Sam and I happened to be on the phone for quite a while this morning going over plans for a reunion workshop at Snow Farm in May. It will coincide with my show at the Artisan Gallery in Northampton, MA that will open on Memorial Day weekend. See how far in advance these things get rolling? (and I've been talking to the Artisan Gallery for almost a year!) gallery owners/show promoters take a hint. It takes a lot of lead time to put together successful show campaigns, especially with the wood fired pottery cycle.

Anyway, enough preaching (rule of thumb, "don't bite the hand that feeds you, or for that matter the thumb"). This cup helped me get really jazzed up about a weekend with my old, and I do mean old, pals, Sam Taylor and Mark Shapiro and a masters workshop at Snow Farm. The coffee was strong and the ideas about the 'shop were exciting. The catalog hasn't even been published and you're hearing about it first, right here. So stay tuned in as the details get hammered out.

And Thanks TOM! for the mug!

It just so happens that Tom is having his 30th Annual Christmas Sale this next two weekends!! So you better get over there and get some pots like this one. I'm sure he'll have lots of beauties to choose from his kiln and Sam's! Tell him I sent you and maybe he'll keep the payola coming my way.


Coffee Break vol. 24

Michael Kline

Wow! Guess what came in the mail the other day?! Yes it's a beautiful piece of Rascal ware by the notorious Georgette Ohr! It made for a most interesting coffee break. No doubt Georgette would have blended some chicory in her brew, but I am currently into the new Eight O'Clock Dark Italian Roast, yeah! This fine piece of rascal ceramic is made with a dark black porcelain which went well with the mud I drank from it. Also featured is this delightful super crawly glaze. You may be able to tell from the photo, but it has a great angle of repose. The tip of the lip gave me a pause before filling the cup all the way up, 'cause you know a full cup is hard to carry (without spilling!) Not that I was walking around during this here break. No, No, I sat outside to squint at the sun that graced the afternoon in all of its bright whiteness! After yesterdays rain it was a glaringly welcome sight.

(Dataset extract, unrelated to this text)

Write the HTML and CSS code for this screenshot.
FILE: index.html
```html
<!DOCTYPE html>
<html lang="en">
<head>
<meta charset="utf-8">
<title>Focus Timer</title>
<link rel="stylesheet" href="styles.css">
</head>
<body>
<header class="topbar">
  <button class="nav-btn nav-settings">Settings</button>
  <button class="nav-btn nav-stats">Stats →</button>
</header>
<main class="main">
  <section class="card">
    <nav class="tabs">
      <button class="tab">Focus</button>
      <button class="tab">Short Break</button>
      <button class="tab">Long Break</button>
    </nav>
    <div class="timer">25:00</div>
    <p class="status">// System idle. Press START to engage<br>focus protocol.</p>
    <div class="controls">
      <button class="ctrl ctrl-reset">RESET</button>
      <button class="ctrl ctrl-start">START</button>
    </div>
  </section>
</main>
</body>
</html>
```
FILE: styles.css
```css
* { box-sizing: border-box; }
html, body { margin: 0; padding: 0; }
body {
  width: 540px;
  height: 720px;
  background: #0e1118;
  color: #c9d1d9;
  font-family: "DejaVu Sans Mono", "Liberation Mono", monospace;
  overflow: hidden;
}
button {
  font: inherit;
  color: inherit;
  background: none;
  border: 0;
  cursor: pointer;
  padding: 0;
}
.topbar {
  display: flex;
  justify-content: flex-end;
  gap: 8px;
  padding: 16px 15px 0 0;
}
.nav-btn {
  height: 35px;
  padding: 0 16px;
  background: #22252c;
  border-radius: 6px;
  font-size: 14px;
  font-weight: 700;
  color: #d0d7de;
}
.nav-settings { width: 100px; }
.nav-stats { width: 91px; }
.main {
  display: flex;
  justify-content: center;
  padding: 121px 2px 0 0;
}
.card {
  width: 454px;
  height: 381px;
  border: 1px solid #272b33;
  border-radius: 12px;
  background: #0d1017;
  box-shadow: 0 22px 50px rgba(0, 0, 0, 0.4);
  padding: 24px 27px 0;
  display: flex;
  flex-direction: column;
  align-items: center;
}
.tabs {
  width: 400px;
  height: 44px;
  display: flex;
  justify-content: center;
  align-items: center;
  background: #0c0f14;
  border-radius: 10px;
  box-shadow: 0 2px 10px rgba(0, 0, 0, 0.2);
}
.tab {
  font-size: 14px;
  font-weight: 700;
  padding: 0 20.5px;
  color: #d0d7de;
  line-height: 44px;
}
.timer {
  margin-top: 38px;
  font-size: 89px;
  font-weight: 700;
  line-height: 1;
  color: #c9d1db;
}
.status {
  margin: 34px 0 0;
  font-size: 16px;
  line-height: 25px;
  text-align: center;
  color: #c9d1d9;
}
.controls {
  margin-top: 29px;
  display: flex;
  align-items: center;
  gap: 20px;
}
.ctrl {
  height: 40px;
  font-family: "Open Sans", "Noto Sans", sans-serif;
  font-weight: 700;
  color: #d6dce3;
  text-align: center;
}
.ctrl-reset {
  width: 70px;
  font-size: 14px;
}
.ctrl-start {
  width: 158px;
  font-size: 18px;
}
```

Another obvious feature of this cup is it's bulge near its base. This "sit-down" bulge poses something of a secret. You can't really see under the bulge and that makes me curious. Maybe I'll need a dental mirror! Just last night, I was throwing a big 12 pounder when, just before I was finished with one last ribbing, the top dropped at a very thin place in the clay wall. It collapsed so evenly that it just hung there as I tried to correct it. Well, you can imagine who won that wrestling match. This cup masterfully exploits a similar structural circumstance and gives the pot it's distinct presence. Fozen by fire is this almost dilapidated flop of a pot that leans proudly in a defiant swagger!

Coffee Break vol. 23

Michael Kline

Just back from the SPPM and prepping the booth for the Craft Fair of the Southern Highlands this weekend. But before I pack the truck, why not have a piece of coffee cake and a cup of joe? The cake courtesy of Erin Peters of Bula Bags in Buladean!

Erin is the better half of Mark "pallet-kiln" Peters and she catered the pottery market last weekend. Yummy doesn't do justice to the fine food Erin served up! Maybe "sublime" would be more appropriate.

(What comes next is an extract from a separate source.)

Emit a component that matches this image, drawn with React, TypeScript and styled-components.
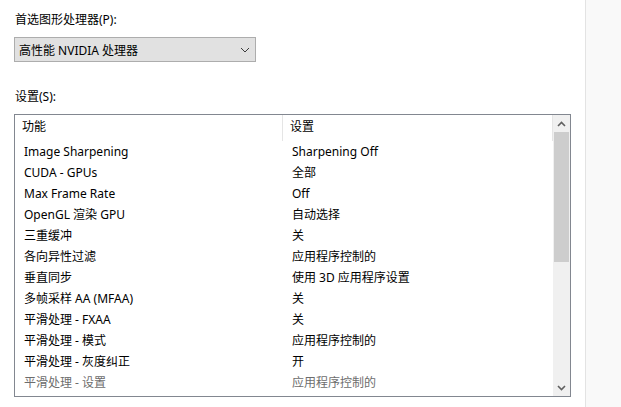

As for the cup, it's one of my signature 'breakfast cups' with some "church" coffee. French Roasted! I just got it back from Gary Roper. My show with Dan Finnegan is over and it was one of the pots that didn't fly out the door. Gary came down from Lewisburg last night and took a tour of the "compound".

But if I hear one more person say, "that's a big cup of coffee!" I think I'll just.....well, I'm sure ill hear it again. Alway's do. Hey, I know it's big but just look at the size of cups people are being served at their favorite coffee boutique!

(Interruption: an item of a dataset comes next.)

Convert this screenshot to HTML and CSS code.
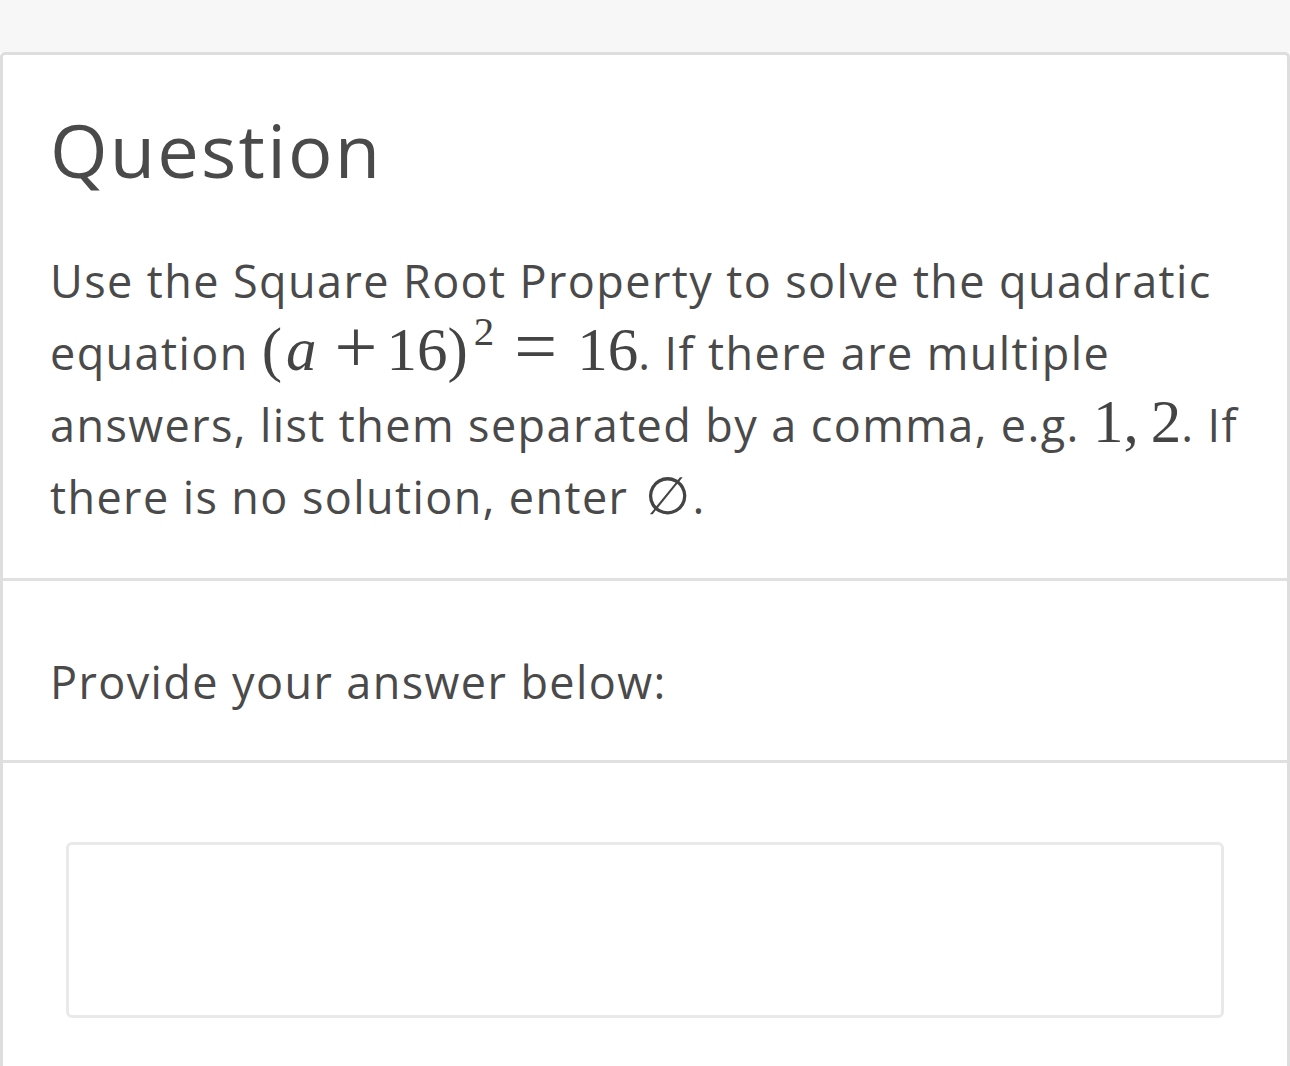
FILE: index.html
```html
<!DOCTYPE html>
<html>
<head>
<meta charset="utf-8">
<link rel="stylesheet" href="styles.css">
</head>
<body>
<div class="topbar"></div>
<div class="card">
  <section class="sec sec-question">
    <h1 class="title">Question</h1>
    <p class="body">Use the Square Root Property to solve the quadratic equation <span class="math">(<i>a</i><span class="op">+</span>16)<sup>2</sup><span class="rel">=</span>16</span>. If there are multiple answers, list them separated by a comma, e.g. <span class="math">1,<span class="sp"></span>2</span>. If there is no solution, enter <span class="math empty">∅</span>.</p>
  </section>
  <section class="sec sec-prompt">
    <p class="body">Provide your answer below:</p>
  </section>
  <section class="sec sec-answer">
    <div class="answer-box"></div>
  </section>
</div>
</body>
</html>
```
FILE: styles.css
```css
html, body {
  margin: 0;
  padding: 0;
  background: #ffffff;
}
body {
  font-family: "Open Sans", "Noto Sans", sans-serif;
  color: #4a4a4a;
  height: 1066px;
  overflow: hidden;
}
.topbar {
  height: 52px;
  background: #f7f7f7;
}
.card {
  border: 3px solid #dedede;
  border-bottom: none;
  border-radius: 5px 5px 0 0;
  background: #fff;
  min-height: 1011px;
}
.sec {
  padding-left: 47px;
  padding-right: 40px;
}
.sec-question {
  padding-top: 50px;
  padding-bottom: 45px;
  border-bottom: 3px solid #e0e0e0;
}
.title {
  margin: 0;
  font-size: 74px;
  font-weight: 400;
  line-height: 89px;
  letter-spacing: 2.2px;
}
.body {
  margin: 0;
  font-size: 45px;
  line-height: 72px;
  letter-spacing: 1.4px;
}
.sec-question .body {
  margin-top: 51px;
}
.sec-prompt {
  padding-top: 65px;
  padding-bottom: 42px;
  border-bottom: 3px solid #e0e0e0;
}
.sec-answer {
  padding-top: 79px;
  padding-left: 63px;
  padding-right: 63px;
}
.answer-box {
  height: 170px;
  border: 3px solid #e9e9e9;
  border-radius: 6px;
}
.math {
  font-family: "Liberation Serif", "DejaVu Serif", serif;
  font-size: 61px;
  line-height: 64px;
  letter-spacing: 0;
  color: #444;
}
.math i {
  font-style: italic;
  margin: 0 0 0 4px;
}
.math .op,
.math .rel {
  font-size: 76px;
  line-height: 0;
  font-weight: 300;
  display: inline-block;
  position: relative;
  top: 2px;
}
.math .op {
  margin: 0 9px 0 18px;
}
.math .rel {
  margin: 0 20px 0 20px;
}
.math sup {
  font-size: 41px;
  vertical-align: 0;
  position: relative;
  top: -25px;
  line-height: 0;
  margin-left: 6px;
}
.math .sp {
  display: inline-block;
  width: 12px;
}
.math.empty {
  font-family: "DejaVu Sans", sans-serif;
  font-size: 52px;
  line-height: 52px;
  font-weight: 200;
  margin: 0 2px 0 4px;
}
```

We'll, just thought I would share the coffee break with you all. Still planning to return to more regular blogging soon. Just have to stay focused on making some moolah.


Coffee Break: Late Nite Edition

Michael Kline

Not the usual time for a coffee break and you can imagine that the coffee does taste slightly paper-towel-ish, but nothing has been ordinary during the last two weeks. Painting has been picking up here in the evening hours. Good music playing, the wood stove taking the chill out of the air, so I thought I would do a few more boards before the night was over. Hence the late-nite-joe!

Much like Kyle Carpenter's cup was the cup of last session, this Hewitt swirl mug has been this session's mainstay. It has been a very comfortable in my hand and has become familiar to my routine. It actually belongs to Lillian! I'm just borrowing it!


Coffee Break vol. 20

Michael Kline

It's never to early for a spot of coffee. Here is a wee teacup made by Linda Sikora, that some of you may remember I picked up at a local second hand store. I'm happy to be the second hand! Pots have this secret life as they travel around and if they could only tell the stories! Have a good Monday!

Coffee Break vol. 19

Michael Kline

Here's a sweet little cup I'm having my afternoon coffee in. Kyle gave this to me this morning! Lucky me! The painting on this cup is amazing. [Wait till this guy starts painting vines! He'll be unstoppable!] Another nice feature of this handless cup is the nice weight of the clay. The pot has great balance and is evenly thrown, and it feels fine with my hot coffee. The salt slip surface is very soft and the painting is very fine. Those of you who know Kyle's work know that he's a master with the brush. You can see some of his pots here. The tassels of the painted grass have a very fine sgraffito that gives a different type of detail to the pattern.

Thanks Kyle. I'll pick a nice pot out of this firing for you. Back to work!